Mom typified an Israeli generation

By Rabbi Ben Kamin

ENCINITAS, California — When I heard from my brother in Israel that my mother died there very early Sunday morning, it was emotionally something like a comma. Hard to put the period down at the end of the sentence. And it was always just as hard for me to know exactly how to love a woman who was as brilliant and funny and insightful as she was brooding, moody, and given to astonishing bursts of spitefulness.

The whole thing is hard. But it hasn’t been hard to grieve and wonder and second-guess and keep coming back to the realization that she was my mother, that both my parents are now gone, and that I will never have my mother to successively blame, mimic, reject, invite, dispute, and burst out laughing with ever again.

Ruth Kamin was born in 1932 in the land of Israel while the British were still there—Mandatory Palestine. She and my father, Jeff, were locked in love as teenage sweethearts in the dusty border village of Kfar-Saba (where I was born) by the Samarian Mountains and amongst some of the most fragrant orange groves and biblically-driven breezes on this earth. Times were at once dangerous and innocent. My mother knew hunger and poverty and danger and she lived, like all her peers, in fear of Arab terrorists.

The Jews of Palestine were impoverished, intermittently despised and murdered by the Arabs, and considered by the occupying British as stepchildren in the human race.

But they were also shrewd and practical and would not compromise on their right to independence. The dark whirlwind of the Nazi genocide strangely galvanized the indigenous Jewish community of Palestine, so historically and unequivocally the heirs of an ancient and tough people who had been tied to the wooded hills of Galilee and the humid basins of the central plains and the stony bluffs of the Negev like no other people whatsoever from time immemorial.

They were ready to gather in the unwanted exiles from Europe’s mass murder of its Jews. The gas chambers and the killing forests of Europe were to be avenged in the land of Joshua, David, and Deborah.

My mother and father, a teacher and a soldier, were two of the several thousand anonymous young people who, with their hands and blood and sense of destiny, brought in the skeletal survivors, gave them Hebrew souls, and handed them bread and rifles. Within minutes of Israel’s UN-mandated sovereignty on May 14, 1948, the combined armies of the surrounding Arab nations barbarously invaded the nascent state with the full intent of completing the work of the SS, Gestapo, and Nazi racial covenant against the Jewish people.

The losses were unspeakable; 1% of the Jewish population was killed in the course of Israel’s astonishing victory. My father battled, and was wounded, against the British-trained Arab Legion of Transjordan. My mother did civilian work in Kfar-Saba but, like everybody else, had war-related duties.

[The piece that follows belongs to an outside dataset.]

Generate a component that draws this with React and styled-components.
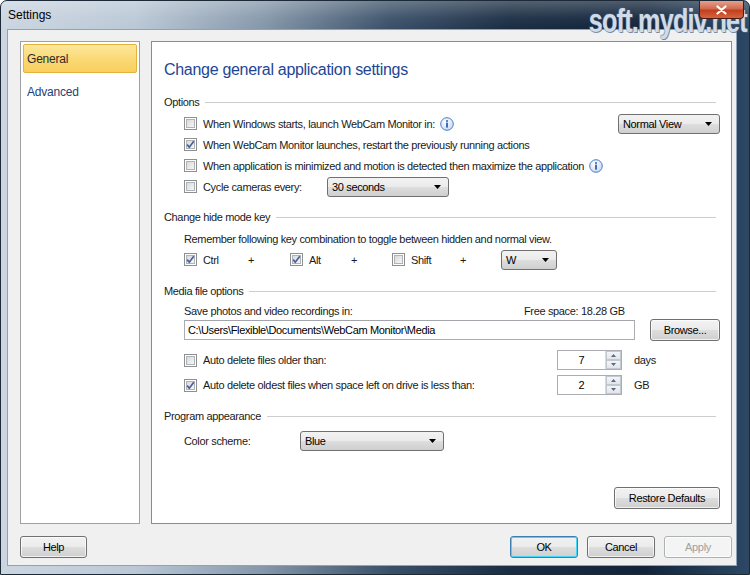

She told me a few times over the years about her solitary nights as the watchperson in a high wooden tower looking out from the village. She had but a radio and a flashlight to signal the villagers of any Arab insurgents that might be spotted trying to enter and kill citizens. It was dreadful and long nocturnal duty; she was lonely, scared, and vulnerable. But whenever it was her turn to do it, she just did it, because that was the fate of the remnant Jews of the 20th century.

My mother never really came down from that nighttime tower and I believe that, sometimes, the sunlight of life blinded her more than it warmed her. I wish I had asked her more questions about it because she never found too many answers after it was safe to walk around in this life.

God give her peace now in the soil of Israel.